A tie-dye tiered skirt is fun — until it looks like it was soaked in regret. You’ll think you’re giving carefree energy, but it’s reading more “lost luggage at Coachella.”
19. The Patchwork Panic

It’s crafty in theory, clown-core in execution. If it looks like your grandma’s quilt came to life, maybe don’t wear it to brunch. No one needs that many patterns fighting for attention.
18. The Too-Much-Tulle Tragedy

Somewhere between ballet recital and nightmare. You’ll feel like a princess until you realize you can’t sit down without taking out half the café. There’s whimsical, and then there’s just wind hazard.
17. The “I’m Cold But Fashion” Mini

Sure, it’s cute. Until the fall breeze introduces itself and suddenly your outfit’s giving regret in motion. A skirt shouldn’t require an emergency blanket.
16. The Plaid Power Clash

You thought it was schoolgirl chic — but it’s giving “craft fair tablecloth.” One wrong shoe choice and suddenly you’re the official mascot of apple-picking regret.
15. The Animal Print Anarchy

Leopard, zebra, cheetah — why stop at one?
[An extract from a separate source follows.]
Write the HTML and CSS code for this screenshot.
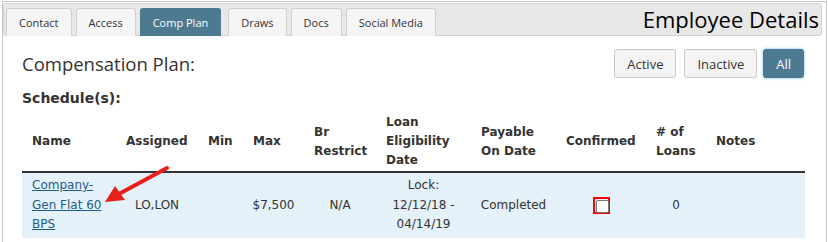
FILE: index.html
```html
<!DOCTYPE html>
<html lang="en">
<head>
    <meta charset="UTF-8">
    <title>Employee Details</title>
    <link rel="stylesheet" href="styles.css">
</head>
<body>
    <div class="panel">
        <div class="tab-bar">
            <ul class="tabs">
                <li class="tab">Contact</li>
                <li class="tab">Access</li>
                <li class="tab active">Comp Plan</li>
                <li class="tab">Draws</li>
                <li class="tab">Docs</li>
                <li class="tab">Social Media</li>
            </ul>
            <div class="panel-title">Employee Details</div>
        </div>
        <div class="content">
            <div class="content-head">
                <h2>Compensation Plan:</h2>
                <div class="filters">
                    <button class="filter">Active</button>
                    <button class="filter">Inactive</button>
                    <button class="filter selected">All</button>
                </div>
            </div>
            <h3>Schedule(s):</h3>
            <div class="table-wrap">
                <table class="schedules">
                    <colgroup>
                        <col style="width: 94px">
                        <col style="width: 82px">
                        <col style="width: 45px">
                        <col style="width: 61px">
                        <col style="width: 72px">
                        <col style="width: 95px">
                        <col style="width: 85px">
                        <col style="width: 90px">
                        <col style="width: 60px">
                        <col>
                    </colgroup>
                    <thead>
                        <tr>
                            <th>Name</th>
                            <th>Assigned</th>
                            <th>Min</th>
                            <th>Max</th>
                            <th>Br<br>Restrict</th>
                            <th>Loan<br>Eligibility<br>Date</th>
                            <th>Payable<br>On Date</th>
                            <th>Confirmed</th>
                            <th># of<br>Loans</th>
                            <th>Notes</th>
                        </tr>
                    </thead>
                    <tbody>
                        <tr>
                            <td class="name"><a href="#">Company-<br>Gen Flat 60<br>BPS</a></td>
                            <td>LO,LON</td>
                            <td></td>
                            <td>$7,500</td>
                            <td>N/A</td>
                            <td>Lock:<br>12/12/18 -<br>04/14/19</td>
                            <td>Completed</td>
                            <td><span class="check-mark"><span class="checkbox"></span></span></td>
                            <td>0</td>
                            <td></td>
                        </tr>
                    </tbody>
                </table>
                <svg class="arrow" width="80" height="50" viewBox="0 0 80 50">
                    <line x1="64" y1="6" x2="14" y2="33" stroke="#e8201c" stroke-width="4" stroke-linecap="round"/>
                    <polygon points="2,40 12,24 22,38" fill="#e8201c"/>
                </svg>
            </div>
        </div>
    </div>
</body>
</html>
```

FILE: styles.css
```css
body {
    margin: 0;
    background: #fff;
    font-family: "DejaVu Sans", Verdana, sans-serif;
    color: #333;
}

.panel {
    margin: 1px 1px 0 2px;
    height: 241px;
    border: 1px solid #c6c6c6;
    border-bottom: none;
    box-sizing: border-box;
}

.tab-bar {
    display: flex;
    justify-content: space-between;
    align-items: flex-end;
    margin: 1px 4px 0 0;
    height: 33px;
    background: #e8e8e8;
    border: 1px solid #d3d3d3;
    border-radius: 3px;
    box-sizing: border-box;
}

.tabs {
    display: flex;
    list-style: none;
    margin: 0 0 -1px 2px;
    padding: 0;
    gap: 4px;
}

.tab {
    height: 28px;
    line-height: 28px;
    padding: 0 12px;
    background: #f5f5f5;
    border: 1px solid #d0d0d0;
    border-bottom: none;
    border-radius: 3px 3px 0 0;
    font-family: "Open Sans", sans-serif;
    font-size: 11px;
    color: #333;
    box-sizing: border-box;
}

.tab.active {
    background: #4d7a91;
    border-color: #4d7a91;
    color: #fff;
    margin-right: 3px;
}

.panel-title {
    font-family: "Open Sans", sans-serif;
    font-size: 22px;
    color: #000;
    padding: 0 2px 1px 0;
}

.content {
    padding: 0 22px 0 19px;
}

.content-head {
    display: flex;
    justify-content: space-between;
    align-items: flex-start;
    padding-top: 13px;
}

h2 {
    margin: 2px 0 0;
    font-family: "Open Sans", sans-serif;
    font-size: 18.5px;
    font-weight: normal;
    color: #333;
}

.filters {
    display: flex;
    gap: 8px;
}

.filter {
    height: 29px;
    padding: 0 12px;
    background: #f4f4f4;
    border: 1px solid #c9c9c9;
    border-radius: 3px;
    font-family: "Open Sans", sans-serif;
    font-size: 13px;
    color: #333;
}

.filter.selected {
    background: #4d7a91;
    border-color: #4d7a91;
    color: #fff;
    box-shadow: 0 0 3px rgba(102, 175, 233, 0.9);
    margin-left: -2px;
}

h3 {
    margin: 12px 0 0;
    font-size: 14px;
    font-weight: bold;
    color: #333;
}

.table-wrap {
    position: relative;
    margin-top: 6px;
}

.schedules {
    width: 783px;
    border-collapse: collapse;
    table-layout: fixed;
    font-size: 12px;
}

.schedules th {
    text-align: left;
    vertical-align: middle;
    padding: 1px 10px 1px 10px;
    line-height: 19px;
    font-weight: bold;
    border-bottom: 2px solid #333;
}

.schedules td {
    text-align: center;
    vertical-align: middle;
    padding: 3px 4px 3px;
    line-height: 19.5px;
    background: #e4f1f8;
}

.schedules td.name {
    text-align: left;
    padding-left: 10px;
}

.schedules a {
    color: #1e5c8c;
}

.check-mark {
    display: inline-block;
    vertical-align: middle;
    width: 17px;
    height: 17px;
    border: 2px solid #f00;
    box-sizing: border-box;
    padding: 1px;
}

.checkbox {
    display: block;
    width: 11px;
    height: 11px;
    border: 1px solid #777;
    border-radius: 2px;
    background: #fff;
}

.arrow {
    position: absolute;
    left: 81px;
    top: 50px;
}
```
You look like you escaped from a very confused zoo exhibit. Let’s leave the wild energy to your latte order.
14. The Metallic Mayhem

You wanted “shiny and bold.” What you got was “my Wi-Fi router is reflecting off my outfit.” It’s the kind of glare that makes people squint when they look at you.
13. The Crochet Catastrophe

It’s handmade, sure — by who, though? The holes are big enough to catch small woodland creatures, and the texture screams “itchy mistake.” Layer it with regret, not tights.
12. The Velvet Volcano

You thought it was rich and luxurious. Instead, it’s giving “holiday couch upholstery.” Velvet and tiers in fall? Prepare to overheat both physically and emotionally.
11. The Frayed Fringe Fiasco

Every tier ends in chaos, like your 2020 resolutions. You’ll leave a trail of threads everywhere you go, like a sparkly breadcrumb path of bad decisions. Not even a lint roller can save you.
10. The Boho Gone Broke

It wants to be Free People but screams “garage sale at Burning Man.” Flow is good — but too much flow and you’re just floating aimlessly through Target.
9. The Lace Disaster

Delicate lace tiers sound romantic… until they start unraveling like your patience. Nothing kills the vibe like snagging your skirt on your own purse. It’s less “soft girl fall” and more “DIY gone wrong.”
8. The Neon Nightmare

Fall is for warm tones — not highlighter hues. You’ll glow, sure, but not in the flattering way. Everyone will think you’re guiding planes in for landing.
7. The Sheer Misfortune

Transparency may be trendy, but no one asked to see your thermal leggings underneath. It’s less flirty and more confusing. Even your shadow looks embarrassed.
6. The Tiered Leather Attempt

A leather tiered skirt is what happens when someone says, “What if biker chic but… ruffled?” The answer is chaos. Every creak and squeak is a reminder this experiment should’ve stayed on Pinterest.
5. The Uneven Hem Horror

“High-low” is one thing — “what happened to your sewing machine” is another. It’s giving art project energy, and not in a good way. You’ll spend all day explaining that, yes, it’s supposed to look like that.
4. The Ruffle Overload

Three tiers? Cute. Eight tiers? Architectural crisis. You’ll look like a walking wedding cake who lost her invitation.
3. The Prairie Panic

It’s cute for a fall picnic, not for modern civilization. One gust of wind and suddenly you’re performing in a live-action Little Women reboot. Laura Ingalls Wilder called — she wants her aesthetic back.
2. The Glitter Tulle Meltdown

It sheds faster than your patience at 5 p.m. traffic. Every time you move, you leave behind a trail of sparkle like a chaotic fairy. People will be finding your glitter in June.
1. The Boho Maxi Monster

It looked dreamy online, then arrived looking like it could double as a camping tent. Too many tiers, too little structure. It’s the skirt version of a bad situationship — dramatic, clingy, and impossible to manage.